>>>>
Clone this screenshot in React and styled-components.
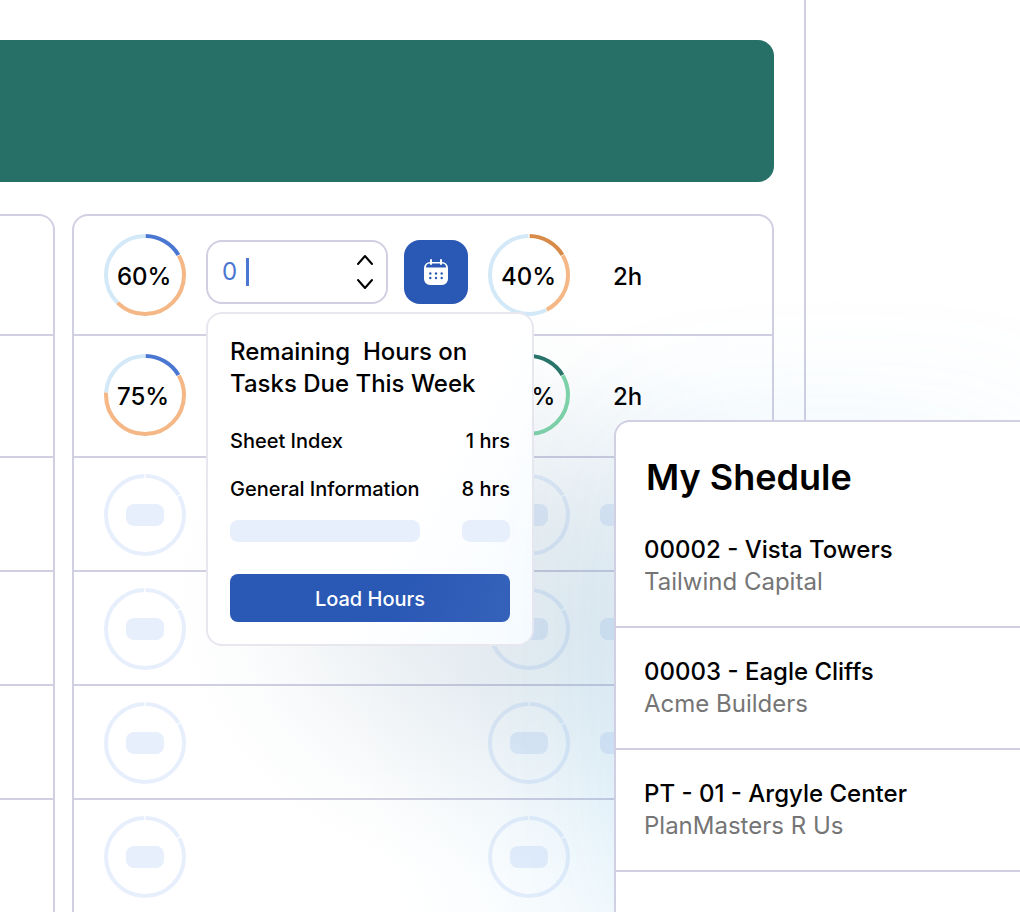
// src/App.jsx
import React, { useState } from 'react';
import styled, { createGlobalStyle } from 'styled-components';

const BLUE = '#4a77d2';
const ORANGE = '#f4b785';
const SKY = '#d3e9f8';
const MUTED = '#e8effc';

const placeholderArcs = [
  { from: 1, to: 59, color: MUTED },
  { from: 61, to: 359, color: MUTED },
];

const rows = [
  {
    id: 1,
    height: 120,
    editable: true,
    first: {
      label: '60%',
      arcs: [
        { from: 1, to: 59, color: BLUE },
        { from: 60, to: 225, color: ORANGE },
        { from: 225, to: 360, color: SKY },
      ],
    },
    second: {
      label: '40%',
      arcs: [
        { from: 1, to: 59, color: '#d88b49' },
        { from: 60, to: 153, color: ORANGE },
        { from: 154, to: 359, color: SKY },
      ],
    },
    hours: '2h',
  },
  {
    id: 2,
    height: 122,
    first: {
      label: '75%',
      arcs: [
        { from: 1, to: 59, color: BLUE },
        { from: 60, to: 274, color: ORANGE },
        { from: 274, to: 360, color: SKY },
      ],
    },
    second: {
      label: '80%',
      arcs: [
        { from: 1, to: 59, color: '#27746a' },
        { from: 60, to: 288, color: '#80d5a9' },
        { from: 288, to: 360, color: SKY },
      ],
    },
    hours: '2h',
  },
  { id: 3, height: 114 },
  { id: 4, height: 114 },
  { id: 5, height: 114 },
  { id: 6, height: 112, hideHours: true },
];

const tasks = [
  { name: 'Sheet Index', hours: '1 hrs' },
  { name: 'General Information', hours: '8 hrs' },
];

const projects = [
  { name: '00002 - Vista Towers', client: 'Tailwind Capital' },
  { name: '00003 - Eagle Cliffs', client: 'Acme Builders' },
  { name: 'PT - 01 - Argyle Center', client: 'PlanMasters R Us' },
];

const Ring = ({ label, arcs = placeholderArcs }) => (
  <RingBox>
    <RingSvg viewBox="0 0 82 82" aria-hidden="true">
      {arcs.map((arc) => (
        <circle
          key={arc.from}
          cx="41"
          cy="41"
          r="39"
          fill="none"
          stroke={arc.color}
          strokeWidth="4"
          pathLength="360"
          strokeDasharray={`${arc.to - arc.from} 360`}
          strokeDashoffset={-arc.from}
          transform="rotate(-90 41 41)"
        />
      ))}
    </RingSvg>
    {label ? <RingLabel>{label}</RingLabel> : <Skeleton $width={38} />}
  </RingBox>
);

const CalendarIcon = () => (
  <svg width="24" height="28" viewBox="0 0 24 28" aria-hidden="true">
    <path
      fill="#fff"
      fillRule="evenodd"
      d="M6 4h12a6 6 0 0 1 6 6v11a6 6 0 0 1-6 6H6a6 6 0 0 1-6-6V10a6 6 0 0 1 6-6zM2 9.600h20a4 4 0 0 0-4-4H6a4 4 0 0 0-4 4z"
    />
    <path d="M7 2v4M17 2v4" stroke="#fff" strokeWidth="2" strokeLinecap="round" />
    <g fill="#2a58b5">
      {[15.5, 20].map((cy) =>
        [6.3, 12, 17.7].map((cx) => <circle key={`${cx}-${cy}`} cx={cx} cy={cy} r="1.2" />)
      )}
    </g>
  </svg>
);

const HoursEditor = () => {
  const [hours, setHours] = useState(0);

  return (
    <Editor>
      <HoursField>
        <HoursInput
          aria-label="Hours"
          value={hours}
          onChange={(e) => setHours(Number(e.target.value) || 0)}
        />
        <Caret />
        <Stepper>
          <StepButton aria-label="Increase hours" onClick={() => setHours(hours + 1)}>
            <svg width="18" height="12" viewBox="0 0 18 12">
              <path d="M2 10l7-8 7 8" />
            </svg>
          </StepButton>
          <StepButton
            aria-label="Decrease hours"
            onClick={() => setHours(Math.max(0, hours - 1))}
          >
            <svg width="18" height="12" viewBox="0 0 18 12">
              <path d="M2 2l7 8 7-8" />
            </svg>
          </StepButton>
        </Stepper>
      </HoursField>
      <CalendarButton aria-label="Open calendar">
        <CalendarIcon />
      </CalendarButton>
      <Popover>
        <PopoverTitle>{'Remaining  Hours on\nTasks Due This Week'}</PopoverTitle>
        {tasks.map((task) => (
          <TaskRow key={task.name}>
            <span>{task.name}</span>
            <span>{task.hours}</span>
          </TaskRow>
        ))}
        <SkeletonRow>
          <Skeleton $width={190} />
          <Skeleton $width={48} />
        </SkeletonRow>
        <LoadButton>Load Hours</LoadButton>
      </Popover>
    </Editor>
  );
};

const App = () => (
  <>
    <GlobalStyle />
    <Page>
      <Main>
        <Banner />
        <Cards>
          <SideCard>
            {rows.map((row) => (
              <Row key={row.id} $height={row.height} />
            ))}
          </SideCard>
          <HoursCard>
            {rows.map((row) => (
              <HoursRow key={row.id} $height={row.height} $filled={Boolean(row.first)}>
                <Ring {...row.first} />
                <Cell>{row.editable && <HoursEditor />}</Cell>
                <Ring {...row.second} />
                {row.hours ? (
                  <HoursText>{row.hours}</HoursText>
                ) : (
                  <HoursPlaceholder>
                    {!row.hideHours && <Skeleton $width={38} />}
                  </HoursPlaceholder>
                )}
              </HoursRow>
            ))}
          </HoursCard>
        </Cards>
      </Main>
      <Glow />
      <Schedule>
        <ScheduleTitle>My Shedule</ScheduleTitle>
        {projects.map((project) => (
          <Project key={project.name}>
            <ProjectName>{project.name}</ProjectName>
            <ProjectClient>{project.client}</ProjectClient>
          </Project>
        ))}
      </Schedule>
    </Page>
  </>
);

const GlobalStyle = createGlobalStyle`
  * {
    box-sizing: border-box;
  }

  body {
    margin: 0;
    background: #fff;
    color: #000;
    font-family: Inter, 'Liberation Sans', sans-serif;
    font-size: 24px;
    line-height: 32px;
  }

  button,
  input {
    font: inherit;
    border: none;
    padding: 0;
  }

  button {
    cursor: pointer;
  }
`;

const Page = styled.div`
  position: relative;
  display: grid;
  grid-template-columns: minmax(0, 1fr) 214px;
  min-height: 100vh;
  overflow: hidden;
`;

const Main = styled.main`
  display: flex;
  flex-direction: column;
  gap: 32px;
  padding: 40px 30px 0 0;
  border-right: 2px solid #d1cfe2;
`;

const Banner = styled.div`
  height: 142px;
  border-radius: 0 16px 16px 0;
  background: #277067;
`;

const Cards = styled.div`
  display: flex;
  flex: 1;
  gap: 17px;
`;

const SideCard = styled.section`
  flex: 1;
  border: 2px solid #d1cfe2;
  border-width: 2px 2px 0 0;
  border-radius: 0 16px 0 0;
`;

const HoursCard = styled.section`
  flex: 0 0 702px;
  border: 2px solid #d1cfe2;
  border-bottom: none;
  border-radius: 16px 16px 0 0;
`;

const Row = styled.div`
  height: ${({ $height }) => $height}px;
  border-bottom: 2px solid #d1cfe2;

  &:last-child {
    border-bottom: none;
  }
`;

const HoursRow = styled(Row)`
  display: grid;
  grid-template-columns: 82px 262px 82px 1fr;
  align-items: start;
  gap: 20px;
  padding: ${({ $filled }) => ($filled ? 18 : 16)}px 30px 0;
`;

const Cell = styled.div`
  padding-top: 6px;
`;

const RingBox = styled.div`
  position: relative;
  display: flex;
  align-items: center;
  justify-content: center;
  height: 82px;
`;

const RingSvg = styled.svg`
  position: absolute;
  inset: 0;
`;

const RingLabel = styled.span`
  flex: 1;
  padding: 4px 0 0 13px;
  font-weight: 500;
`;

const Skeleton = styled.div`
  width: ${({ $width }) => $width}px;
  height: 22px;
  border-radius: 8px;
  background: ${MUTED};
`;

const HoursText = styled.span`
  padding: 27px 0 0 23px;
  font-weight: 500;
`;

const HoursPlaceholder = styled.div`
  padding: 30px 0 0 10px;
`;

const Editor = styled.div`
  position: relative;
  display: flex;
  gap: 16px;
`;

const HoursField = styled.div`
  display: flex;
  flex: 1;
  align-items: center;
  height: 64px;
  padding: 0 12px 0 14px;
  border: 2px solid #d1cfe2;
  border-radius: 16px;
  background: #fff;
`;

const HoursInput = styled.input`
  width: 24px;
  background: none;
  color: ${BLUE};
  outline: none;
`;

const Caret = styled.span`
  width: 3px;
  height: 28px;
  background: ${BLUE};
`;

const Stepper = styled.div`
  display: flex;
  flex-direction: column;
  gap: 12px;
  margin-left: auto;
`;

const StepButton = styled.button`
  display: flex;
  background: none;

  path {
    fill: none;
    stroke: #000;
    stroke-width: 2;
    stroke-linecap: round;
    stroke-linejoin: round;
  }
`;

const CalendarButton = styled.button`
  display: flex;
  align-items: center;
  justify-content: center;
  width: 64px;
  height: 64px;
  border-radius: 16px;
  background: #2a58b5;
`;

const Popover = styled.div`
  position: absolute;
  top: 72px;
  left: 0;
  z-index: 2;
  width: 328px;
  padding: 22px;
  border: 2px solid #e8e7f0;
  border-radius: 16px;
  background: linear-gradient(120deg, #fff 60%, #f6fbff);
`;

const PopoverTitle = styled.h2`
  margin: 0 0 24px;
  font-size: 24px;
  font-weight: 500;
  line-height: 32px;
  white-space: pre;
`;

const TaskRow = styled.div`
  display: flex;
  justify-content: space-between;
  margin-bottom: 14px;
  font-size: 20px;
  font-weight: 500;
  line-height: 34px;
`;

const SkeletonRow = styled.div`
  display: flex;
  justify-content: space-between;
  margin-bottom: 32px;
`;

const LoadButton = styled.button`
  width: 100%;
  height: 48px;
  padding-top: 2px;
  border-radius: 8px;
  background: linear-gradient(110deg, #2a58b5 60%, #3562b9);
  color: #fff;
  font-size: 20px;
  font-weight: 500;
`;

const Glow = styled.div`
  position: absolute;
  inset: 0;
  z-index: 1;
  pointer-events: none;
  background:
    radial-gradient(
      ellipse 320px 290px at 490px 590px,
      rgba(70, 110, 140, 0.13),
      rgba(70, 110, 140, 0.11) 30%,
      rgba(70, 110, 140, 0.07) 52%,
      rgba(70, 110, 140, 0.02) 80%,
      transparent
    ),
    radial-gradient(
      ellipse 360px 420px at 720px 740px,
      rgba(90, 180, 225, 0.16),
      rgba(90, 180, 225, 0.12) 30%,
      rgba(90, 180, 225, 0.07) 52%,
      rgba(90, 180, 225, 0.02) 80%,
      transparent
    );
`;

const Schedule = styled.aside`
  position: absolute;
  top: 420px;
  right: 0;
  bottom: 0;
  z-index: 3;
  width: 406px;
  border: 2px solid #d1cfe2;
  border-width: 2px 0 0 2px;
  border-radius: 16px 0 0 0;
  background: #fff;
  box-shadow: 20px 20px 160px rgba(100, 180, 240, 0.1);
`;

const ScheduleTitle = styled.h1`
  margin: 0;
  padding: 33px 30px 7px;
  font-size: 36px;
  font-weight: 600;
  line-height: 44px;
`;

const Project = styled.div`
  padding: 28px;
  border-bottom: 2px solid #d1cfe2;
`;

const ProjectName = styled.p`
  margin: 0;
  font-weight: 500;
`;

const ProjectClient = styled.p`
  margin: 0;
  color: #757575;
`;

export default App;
<<<<
# Your objective:
Repeat exactly and only the lines from the start of the data above through the line that holds "const MUTED = '#e8effc';", inclusive. Pictures do not belong in the copy.

# Task result:
Clone this screenshot in React and styled-components.
// src/App.jsx
import React, { useState } from 'react';
import styled, { createGlobalStyle } from 'styled-components';

const BLUE = '#4a77d2';
const ORANGE = '#f4b785';
const SKY = '#d3e9f8';
const MUTED = '#e8effc';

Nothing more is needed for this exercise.